橘始黄(たちばなはじめてきばむ)Mandarin oranges begin to ripen.

 Photo by そよ ミュシャの絵の柔らかいベージュ、オレンジ、萌黄色が、 日本家屋に合うということを知った時、 わたしは自分が齢を重ねたのだと感じました。 それは、すべての生き物が持つ曲線のひとつを、 わたしも持っていると知ったのと同じことです。

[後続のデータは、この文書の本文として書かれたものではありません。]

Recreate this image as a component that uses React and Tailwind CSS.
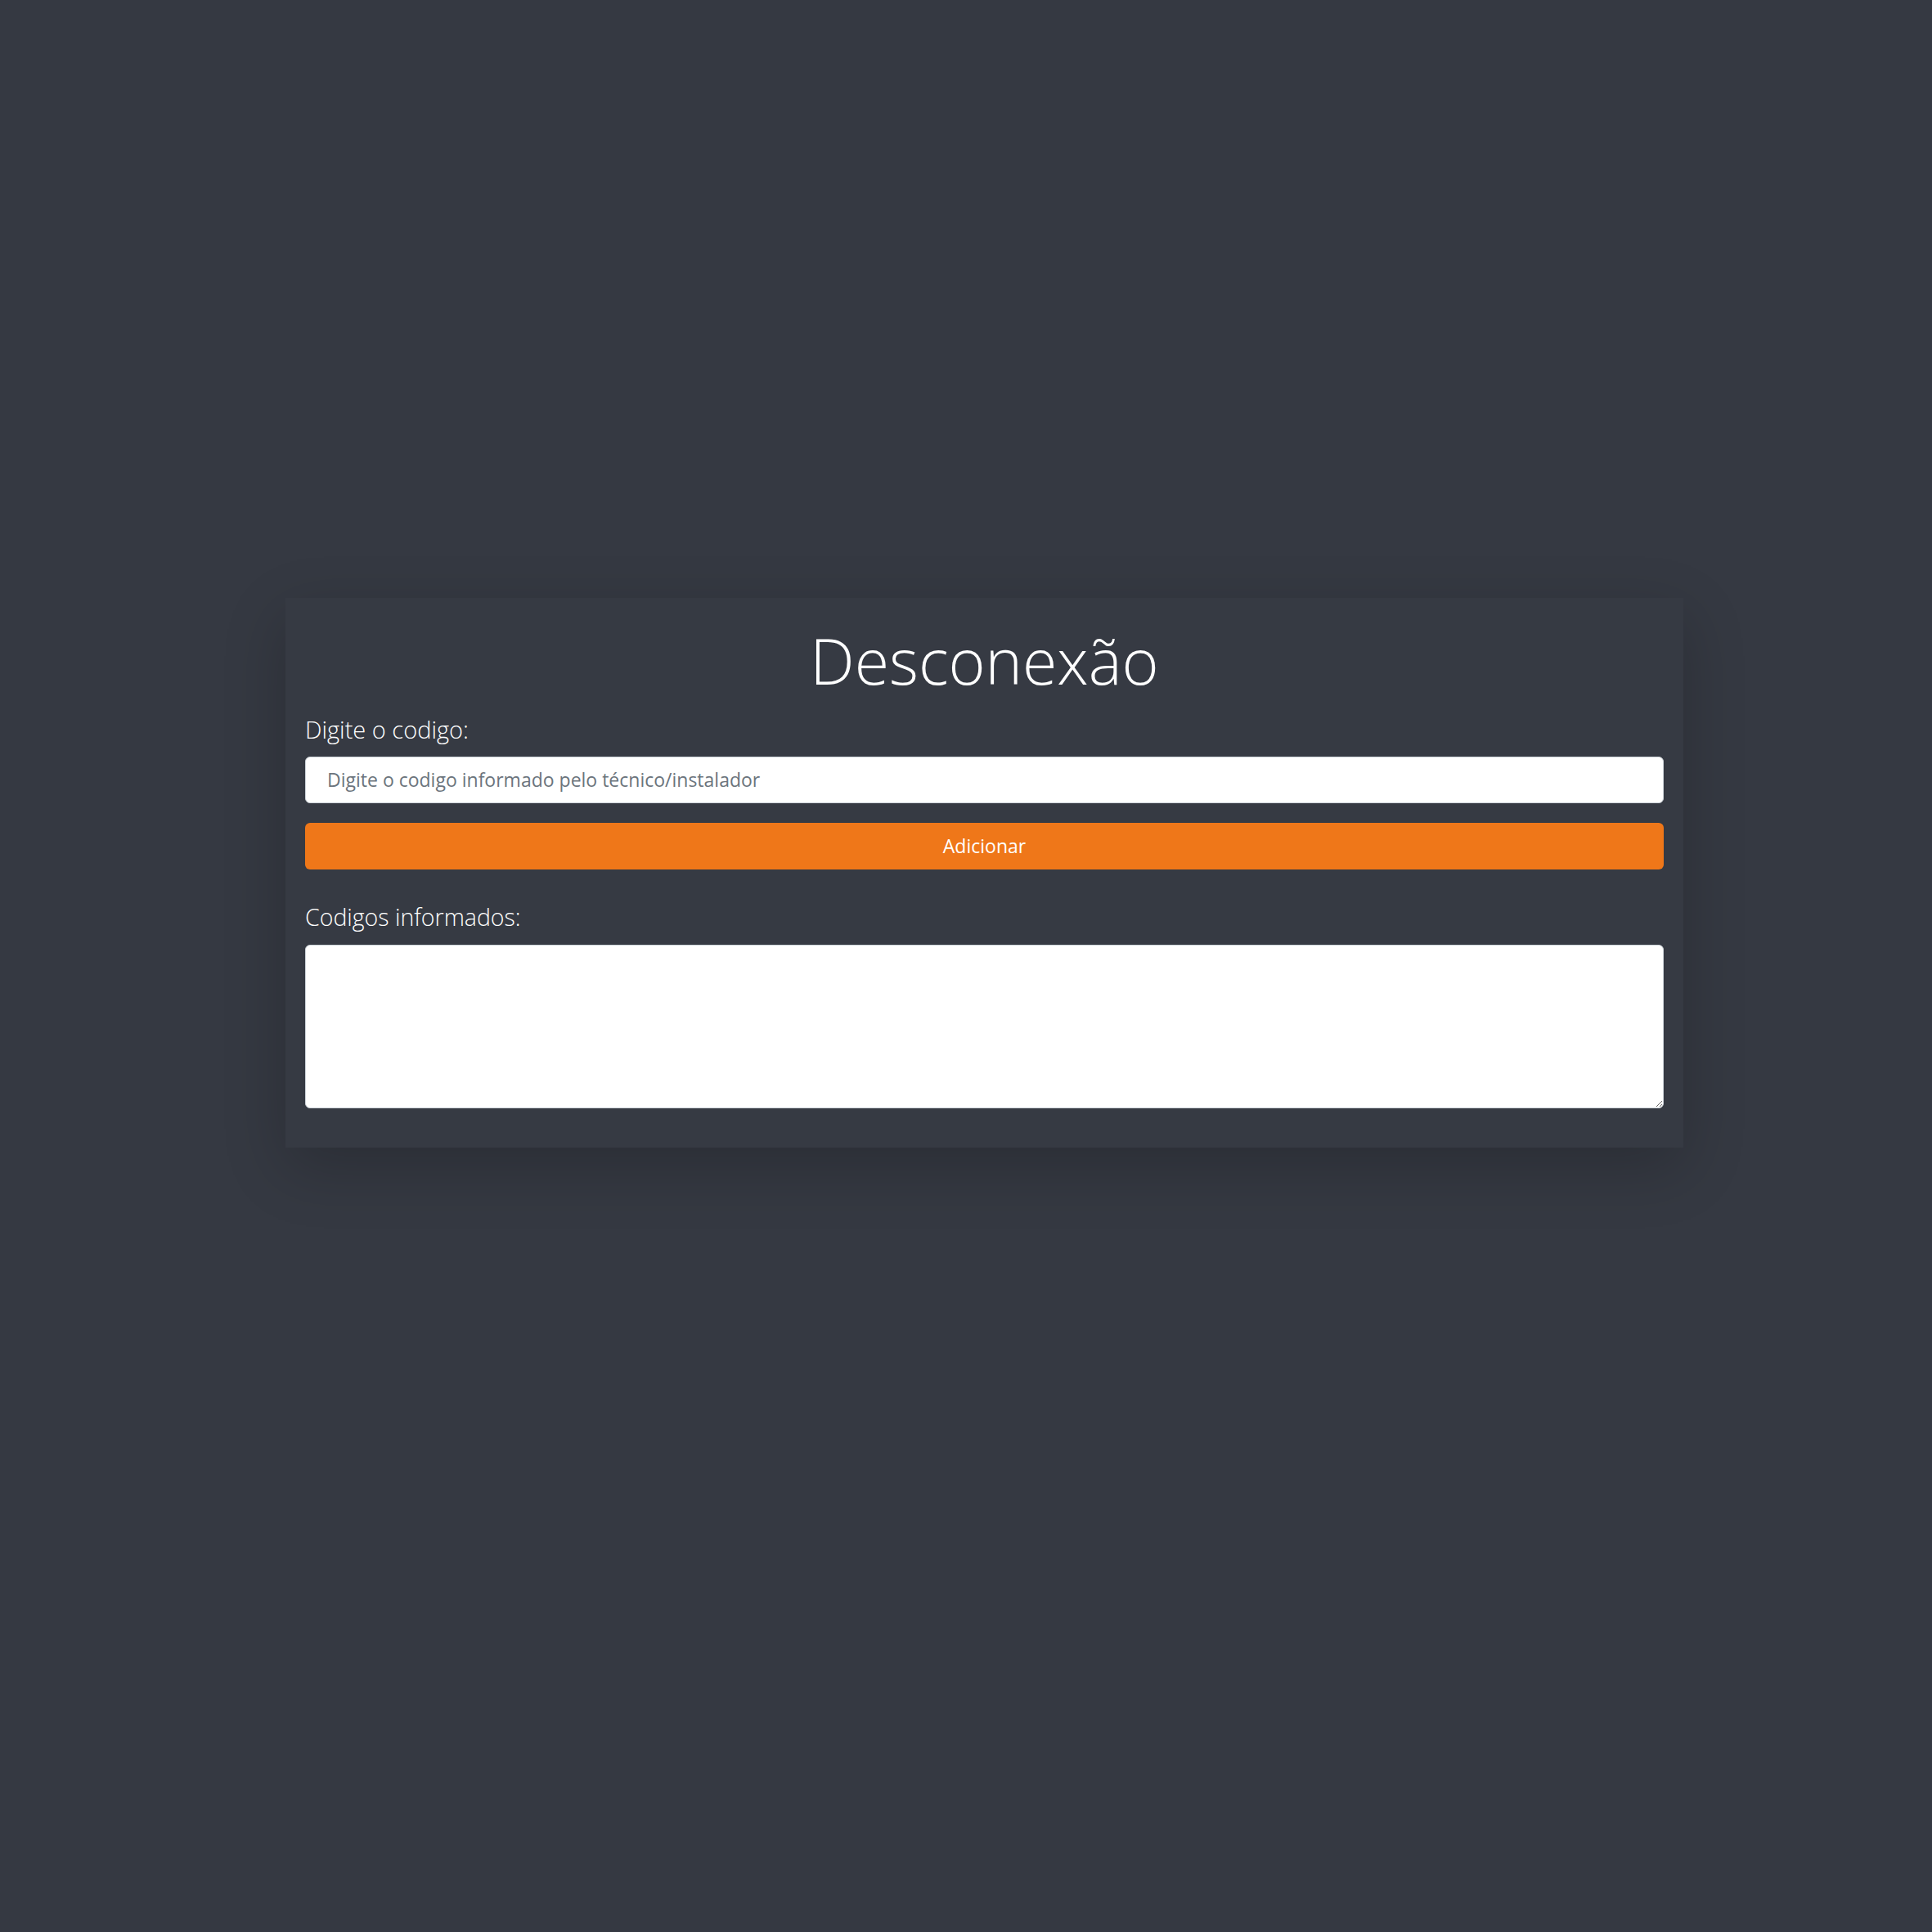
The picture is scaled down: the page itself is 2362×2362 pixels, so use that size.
import React, { useState } from 'react';

const App = () => {
  const [codigo, setCodigo] = useState('');
  const [lista, setLista] = useState('');

  const handleAdd = () => {
    if (!codigo.trim()) return;
    setLista((prev) => (prev ? prev + '\n' + codigo.trim() : codigo.trim()));
    setCodigo('');
  };

  return (
    <div
      className="min-h-screen bg-[#353942] pt-[731px] pl-[349px]"
      style={{ fontFamily: '"Open Sans", "Noto Sans", sans-serif' }}
    >
      <div className="w-[1709px] bg-[#363a43] px-6 pt-[31px] pb-12 shadow-[0_24px_72px_rgba(0,0,0,0.2)]">
        <h1 className="text-center text-[77px] font-light leading-[1.2] text-white">
          Desconexão
        </h1>

        <label className="mt-[16px] block text-[29px] font-light leading-[1.5] text-white">
          Digite o codigo:
        </label>
        <input
          type="text"
          value={codigo}
          onChange={(e) => setCodigo(e.target.value)}
          placeholder="Digite o codigo informado pelo técnico/instalador"
          className="mt-[11px] block h-[57px] w-full rounded-[6px] border border-[#ced4da] bg-white pl-[26px] pr-4 text-[23px] text-[#495057] outline-none placeholder:text-[#6c757d]"
        />

        <button
          type="button"
          onClick={handleAdd}
          className="mt-[24px] block h-[57px] w-full rounded-[6px] bg-[#ef7719] text-[23px] text-white"
        >
          Adicionar
        </button>

        <label className="mt-[37px] block text-[28.5px] font-light leading-[1.5] text-white">
          Codigos informados:
        </label>
        <textarea
          value={lista}
          onChange={(e) => setLista(e.target.value)}
          className="mt-[12px] block h-[200px] w-full rounded-[6px] border border-[#ced4da] bg-white px-4 py-2 text-[23px] text-[#495057] outline-none"
        />
      </div>
    </div>
  );
};

export default App;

虹蔵不見(にじかくれてみえず)Rainbows have retreated.

 Photo by そよ あの日、あの瞬間、心の端っこを持って行かれたまま、 幾つもの季節が過ぎ、今また出会えたね、愛しい人。 虹は見える角度とそうじゃない向きがあるよね。 見えても、あっという間に消えてしまうし、 かと言って、なかったことにはならない夢だね。 それはもう「決して忘れないよ」とか、 「信じているよ」みたいなことでもないんだよ。 いくつかの奇跡の重なりによって現れ、 ひとつふたつと、それが解ければ、消えていく。 またの奇跡には期待せず、自分の時を歩むことだけが、 次の便りを連れてくるのだとしか思えません。

小雪

少し背伸びしたシックなロングコート。照れくさくて、「いいんじゃない?」という母の顔を見られなかった15歳の私。襟元にまとわりついていた、予感のような秘密ゴトのような微粒子の気配を、今でも思い出すことがあります。